Canada's own LGBTQ literature output pretty much already has your summer reads covered. If you haven't already enjoyed the likes of Casey Plett's Little Fish, Amber Dawn's Sodom Road Exit, Catherine Hernandez's Scarborough, Joshua Whitehead's Jonny Appleseed or Shawn Hitchins's A Brief History of Oversharing, fix that in the next few months during your trips to cottages, parks and/or beaches.
Beyond that mighty quartet, David Sedaris just released his first collection of essays in five years, Calypso, which is being touted as "the beach read for people who detest beaches." And when you beach-hating beach readers are done with that, July marks the release of comedian and writer Guy Branum's memoir My Life as a Goddess: A Memoir through (Un)Popular Culture, which — among other things — features a foreword by Mindy Kaling and promises to "recount the pitfalls of being typecast as the 'Sassy Gay Friend.'"

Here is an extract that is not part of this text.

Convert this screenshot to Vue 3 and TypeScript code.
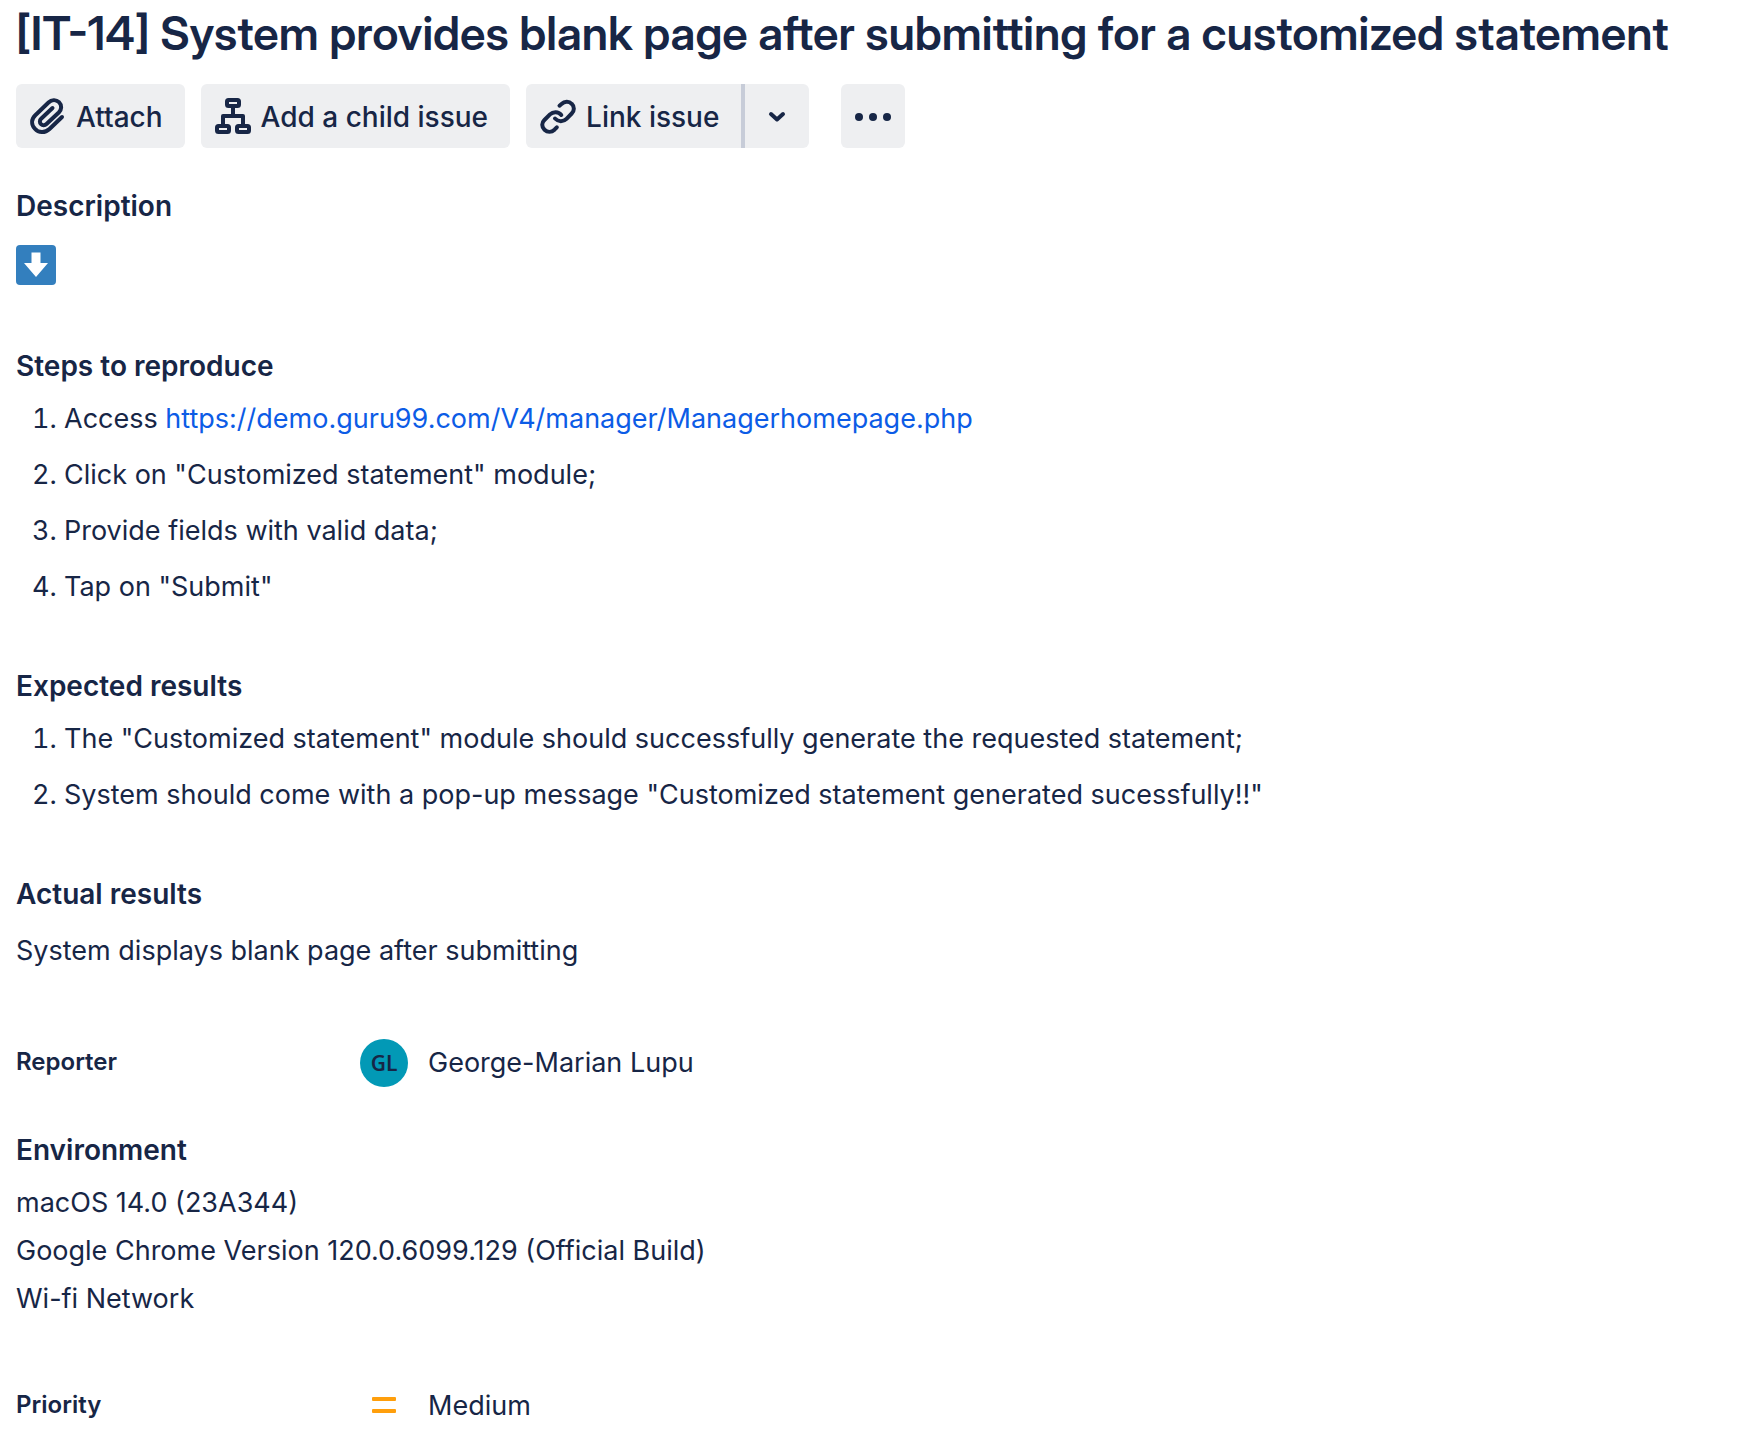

Both those will only be out in hardcover this summer (and e-book of course, though personally I can't imagine ever going over to that dark side, especially at the beach), so if it's paperback you're looking for, look no further than Less, Andrew Sean Greer's queer masterpiece — which just won a little something called the Pulitzer Prize and was just released in paperback.